Ben Emmerson pede ao Governo norte-americano que "desclassifique, até à medida do possível, informação relevante sobre as suas operações de contra-terrorismo letais realizadas em outros países" e que "divulgue os seus próprios dados sobre o número de baixas civis provocado pelo uso de veículos aéreos controlados à distância, juntamente com informação sobre a metodologia utilizada".

O relatório recorda que os ataques que provoquem vítimas civis devem ser investigados pelos Estados que os lançaram e que o resultados desses inquéritos devem ser revelados publicamente.

Em todo o caso, salienta o documento, o uso de drones em conflitos armados pode "reduzir o risco de vítimas civis", desde que sejam usados "em estrito cumprimento dos princípios das leis internacionais".

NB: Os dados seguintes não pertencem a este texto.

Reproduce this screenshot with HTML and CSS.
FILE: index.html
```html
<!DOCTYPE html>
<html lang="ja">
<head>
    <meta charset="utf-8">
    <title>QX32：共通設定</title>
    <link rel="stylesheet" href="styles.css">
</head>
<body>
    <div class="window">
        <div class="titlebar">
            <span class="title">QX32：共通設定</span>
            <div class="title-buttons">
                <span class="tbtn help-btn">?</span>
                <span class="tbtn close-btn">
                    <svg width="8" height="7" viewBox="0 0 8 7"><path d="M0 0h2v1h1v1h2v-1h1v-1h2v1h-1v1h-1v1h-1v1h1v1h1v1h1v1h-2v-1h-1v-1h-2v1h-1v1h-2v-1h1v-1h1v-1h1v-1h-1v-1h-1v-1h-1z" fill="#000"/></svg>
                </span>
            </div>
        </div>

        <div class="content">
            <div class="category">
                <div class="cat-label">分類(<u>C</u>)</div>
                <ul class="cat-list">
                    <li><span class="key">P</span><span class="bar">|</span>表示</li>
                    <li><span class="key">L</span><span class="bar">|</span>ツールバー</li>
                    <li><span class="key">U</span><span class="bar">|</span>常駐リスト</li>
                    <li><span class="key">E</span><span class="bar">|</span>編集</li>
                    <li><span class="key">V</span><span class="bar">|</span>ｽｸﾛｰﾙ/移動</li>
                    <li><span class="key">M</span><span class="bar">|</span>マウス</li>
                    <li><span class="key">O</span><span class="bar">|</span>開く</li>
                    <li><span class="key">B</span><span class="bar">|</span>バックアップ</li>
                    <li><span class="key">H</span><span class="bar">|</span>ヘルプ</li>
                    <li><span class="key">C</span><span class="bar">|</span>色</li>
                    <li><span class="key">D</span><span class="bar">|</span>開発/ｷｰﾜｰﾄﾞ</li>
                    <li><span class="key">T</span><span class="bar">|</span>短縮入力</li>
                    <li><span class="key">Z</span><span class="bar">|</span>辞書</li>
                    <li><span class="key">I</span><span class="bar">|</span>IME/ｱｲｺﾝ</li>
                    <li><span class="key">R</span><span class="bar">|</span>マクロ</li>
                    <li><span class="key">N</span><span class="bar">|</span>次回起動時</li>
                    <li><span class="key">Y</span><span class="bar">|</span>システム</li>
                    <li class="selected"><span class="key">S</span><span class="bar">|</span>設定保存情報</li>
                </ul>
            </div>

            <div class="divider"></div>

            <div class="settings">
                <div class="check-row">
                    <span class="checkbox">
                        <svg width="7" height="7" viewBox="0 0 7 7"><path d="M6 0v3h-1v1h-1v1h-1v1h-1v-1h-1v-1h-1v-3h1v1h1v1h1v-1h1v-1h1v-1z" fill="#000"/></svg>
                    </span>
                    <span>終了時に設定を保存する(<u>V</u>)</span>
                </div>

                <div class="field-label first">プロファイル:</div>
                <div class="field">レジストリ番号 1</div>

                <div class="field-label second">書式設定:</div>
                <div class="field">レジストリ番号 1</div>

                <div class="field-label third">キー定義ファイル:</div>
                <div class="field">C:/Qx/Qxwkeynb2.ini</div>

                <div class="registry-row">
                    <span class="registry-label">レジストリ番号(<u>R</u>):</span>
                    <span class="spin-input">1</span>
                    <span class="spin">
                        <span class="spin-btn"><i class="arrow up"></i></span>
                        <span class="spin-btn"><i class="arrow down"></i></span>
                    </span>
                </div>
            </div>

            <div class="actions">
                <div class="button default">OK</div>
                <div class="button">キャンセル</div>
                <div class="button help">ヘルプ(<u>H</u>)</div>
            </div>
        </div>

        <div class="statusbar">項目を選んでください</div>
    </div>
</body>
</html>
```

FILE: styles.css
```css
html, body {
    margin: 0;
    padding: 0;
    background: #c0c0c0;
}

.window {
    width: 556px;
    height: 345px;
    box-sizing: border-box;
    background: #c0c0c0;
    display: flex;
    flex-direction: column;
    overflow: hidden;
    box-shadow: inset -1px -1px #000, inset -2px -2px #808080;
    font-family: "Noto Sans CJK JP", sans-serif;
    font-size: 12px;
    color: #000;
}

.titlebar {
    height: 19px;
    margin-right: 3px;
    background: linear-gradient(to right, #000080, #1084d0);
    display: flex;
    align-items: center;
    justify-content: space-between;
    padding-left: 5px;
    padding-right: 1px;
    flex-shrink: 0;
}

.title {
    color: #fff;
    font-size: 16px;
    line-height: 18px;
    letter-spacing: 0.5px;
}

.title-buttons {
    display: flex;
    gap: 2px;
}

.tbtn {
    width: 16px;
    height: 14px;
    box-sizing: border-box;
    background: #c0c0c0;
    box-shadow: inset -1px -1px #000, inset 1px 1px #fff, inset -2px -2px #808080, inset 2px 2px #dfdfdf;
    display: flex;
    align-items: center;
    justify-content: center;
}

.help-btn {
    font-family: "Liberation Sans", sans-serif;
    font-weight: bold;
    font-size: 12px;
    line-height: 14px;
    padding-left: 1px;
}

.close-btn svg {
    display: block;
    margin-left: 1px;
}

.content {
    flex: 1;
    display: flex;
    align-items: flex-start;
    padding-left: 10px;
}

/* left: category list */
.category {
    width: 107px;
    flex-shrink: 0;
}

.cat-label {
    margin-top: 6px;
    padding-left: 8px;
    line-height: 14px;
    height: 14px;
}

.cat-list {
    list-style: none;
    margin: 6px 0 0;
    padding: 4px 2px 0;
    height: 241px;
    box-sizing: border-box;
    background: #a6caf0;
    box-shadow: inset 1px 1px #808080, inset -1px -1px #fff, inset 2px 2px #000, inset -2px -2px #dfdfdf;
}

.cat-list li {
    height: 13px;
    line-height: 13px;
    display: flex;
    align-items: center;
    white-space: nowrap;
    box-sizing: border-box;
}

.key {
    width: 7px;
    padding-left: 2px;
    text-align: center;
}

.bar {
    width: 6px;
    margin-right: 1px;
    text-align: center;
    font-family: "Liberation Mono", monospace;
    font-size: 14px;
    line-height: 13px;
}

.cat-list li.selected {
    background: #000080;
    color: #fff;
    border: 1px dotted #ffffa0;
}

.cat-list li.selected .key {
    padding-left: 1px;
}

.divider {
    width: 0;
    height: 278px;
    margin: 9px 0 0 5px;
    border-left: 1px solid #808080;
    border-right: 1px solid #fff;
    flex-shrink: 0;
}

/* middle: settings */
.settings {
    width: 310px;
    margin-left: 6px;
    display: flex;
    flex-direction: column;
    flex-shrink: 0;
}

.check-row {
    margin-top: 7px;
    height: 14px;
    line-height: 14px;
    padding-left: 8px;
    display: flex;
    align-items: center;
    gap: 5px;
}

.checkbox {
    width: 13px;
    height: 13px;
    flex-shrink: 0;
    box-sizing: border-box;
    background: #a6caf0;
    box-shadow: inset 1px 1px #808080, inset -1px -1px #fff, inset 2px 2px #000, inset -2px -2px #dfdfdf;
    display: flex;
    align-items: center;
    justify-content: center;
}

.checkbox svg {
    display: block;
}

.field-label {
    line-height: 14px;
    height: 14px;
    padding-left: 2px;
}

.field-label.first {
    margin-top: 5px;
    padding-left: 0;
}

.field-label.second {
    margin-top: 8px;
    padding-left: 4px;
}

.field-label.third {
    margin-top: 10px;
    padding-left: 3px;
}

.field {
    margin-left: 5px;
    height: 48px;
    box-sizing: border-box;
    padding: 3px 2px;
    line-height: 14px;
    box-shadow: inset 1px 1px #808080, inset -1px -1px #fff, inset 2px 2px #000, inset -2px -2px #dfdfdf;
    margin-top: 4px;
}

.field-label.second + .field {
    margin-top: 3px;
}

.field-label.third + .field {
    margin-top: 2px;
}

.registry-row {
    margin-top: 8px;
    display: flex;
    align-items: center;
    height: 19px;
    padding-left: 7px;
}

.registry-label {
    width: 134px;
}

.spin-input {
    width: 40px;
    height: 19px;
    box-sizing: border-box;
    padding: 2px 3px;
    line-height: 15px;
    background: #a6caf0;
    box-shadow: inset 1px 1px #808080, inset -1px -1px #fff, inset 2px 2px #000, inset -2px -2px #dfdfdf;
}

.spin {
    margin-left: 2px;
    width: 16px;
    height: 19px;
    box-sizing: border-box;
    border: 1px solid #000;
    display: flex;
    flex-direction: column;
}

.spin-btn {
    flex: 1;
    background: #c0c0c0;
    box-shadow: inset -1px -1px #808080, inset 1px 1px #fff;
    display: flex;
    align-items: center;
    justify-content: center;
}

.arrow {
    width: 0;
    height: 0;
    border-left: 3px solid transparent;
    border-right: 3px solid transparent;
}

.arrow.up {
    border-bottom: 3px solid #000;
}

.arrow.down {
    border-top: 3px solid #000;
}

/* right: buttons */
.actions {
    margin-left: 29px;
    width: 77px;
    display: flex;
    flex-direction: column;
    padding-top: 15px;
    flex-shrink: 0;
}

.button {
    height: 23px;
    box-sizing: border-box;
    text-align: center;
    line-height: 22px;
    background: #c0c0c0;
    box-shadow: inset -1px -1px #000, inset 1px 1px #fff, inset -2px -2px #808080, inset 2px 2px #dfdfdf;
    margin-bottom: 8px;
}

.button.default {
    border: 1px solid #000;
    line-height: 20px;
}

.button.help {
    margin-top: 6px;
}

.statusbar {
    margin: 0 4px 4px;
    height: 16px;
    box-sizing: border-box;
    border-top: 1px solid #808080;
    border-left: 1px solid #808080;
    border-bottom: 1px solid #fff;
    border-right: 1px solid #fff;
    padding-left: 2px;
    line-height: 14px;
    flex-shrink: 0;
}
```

Numa reacção ao relatório das Nações Unidas, a porta-voz da Casa Branca, Laura Magnuson, disse apenas que tinha conhecimento da sua existência e que a Administração Obama está a fazer uma "avaliação cuidada".

A responsável lembrou a posição pública do Presidente Barack Obama sobre o uso de drones em conflitos armados. "Tal como o Presidente já salientou, o uso de força letal, incluindo a exercida por veículos aéreos comandados à distância, exige o nível mais elevado de atenção e cuidado. Antes de lançarmos qualquer ataque de contra-terrorismo, devemos ter quase a certeza absoluta de que nenhum civil será morto ou ferido – é esse o padrão mais elevado que podemos estabelecer."